start Data

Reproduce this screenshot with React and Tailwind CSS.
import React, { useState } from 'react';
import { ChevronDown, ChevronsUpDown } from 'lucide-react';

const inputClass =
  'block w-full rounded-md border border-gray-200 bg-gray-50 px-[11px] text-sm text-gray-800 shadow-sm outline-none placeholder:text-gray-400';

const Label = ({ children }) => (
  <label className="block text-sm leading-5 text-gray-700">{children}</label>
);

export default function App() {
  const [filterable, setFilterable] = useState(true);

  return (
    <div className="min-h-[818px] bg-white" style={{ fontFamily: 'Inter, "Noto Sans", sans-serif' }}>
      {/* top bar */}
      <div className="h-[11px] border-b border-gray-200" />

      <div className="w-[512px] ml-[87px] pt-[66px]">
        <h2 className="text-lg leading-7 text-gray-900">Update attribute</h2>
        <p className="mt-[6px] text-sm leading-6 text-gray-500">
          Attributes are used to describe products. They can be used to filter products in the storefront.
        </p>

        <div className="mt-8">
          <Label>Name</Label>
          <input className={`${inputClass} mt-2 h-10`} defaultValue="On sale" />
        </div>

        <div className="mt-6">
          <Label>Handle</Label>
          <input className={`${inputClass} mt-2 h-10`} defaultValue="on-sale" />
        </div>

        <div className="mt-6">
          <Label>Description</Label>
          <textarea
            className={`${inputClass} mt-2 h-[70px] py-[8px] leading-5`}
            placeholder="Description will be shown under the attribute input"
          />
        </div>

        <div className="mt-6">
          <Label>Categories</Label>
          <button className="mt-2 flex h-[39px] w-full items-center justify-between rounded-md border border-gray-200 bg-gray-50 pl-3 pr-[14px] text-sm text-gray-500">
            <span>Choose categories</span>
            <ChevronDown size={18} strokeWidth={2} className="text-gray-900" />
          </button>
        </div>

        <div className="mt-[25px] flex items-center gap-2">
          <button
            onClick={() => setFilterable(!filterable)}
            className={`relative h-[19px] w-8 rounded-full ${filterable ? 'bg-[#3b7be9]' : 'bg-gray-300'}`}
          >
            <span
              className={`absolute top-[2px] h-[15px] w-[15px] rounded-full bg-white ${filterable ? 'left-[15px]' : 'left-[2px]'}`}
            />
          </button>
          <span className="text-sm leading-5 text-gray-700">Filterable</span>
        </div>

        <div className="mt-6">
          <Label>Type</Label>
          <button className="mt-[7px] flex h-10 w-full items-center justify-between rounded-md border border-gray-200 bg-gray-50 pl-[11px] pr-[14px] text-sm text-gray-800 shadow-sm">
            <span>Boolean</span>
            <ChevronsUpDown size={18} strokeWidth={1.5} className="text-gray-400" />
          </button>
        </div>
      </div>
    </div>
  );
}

end Data

What you need to do:
Beginning at the top of the data, extract each line through the line containing "shadow-sm outline-none placeholder:text-gray-400';" and return those lines exactly, with nothing added.

Correct output:
Reproduce this screenshot with React and Tailwind CSS.
import React, { useState } from 'react';
import { ChevronDown, ChevronsUpDown } from 'lucide-react';

const inputClass =
  'block w-full rounded-md border border-gray-200 bg-gray-50 px-[11px] text-sm text-gray-800 shadow-sm outline-none placeholder:text-gray-400';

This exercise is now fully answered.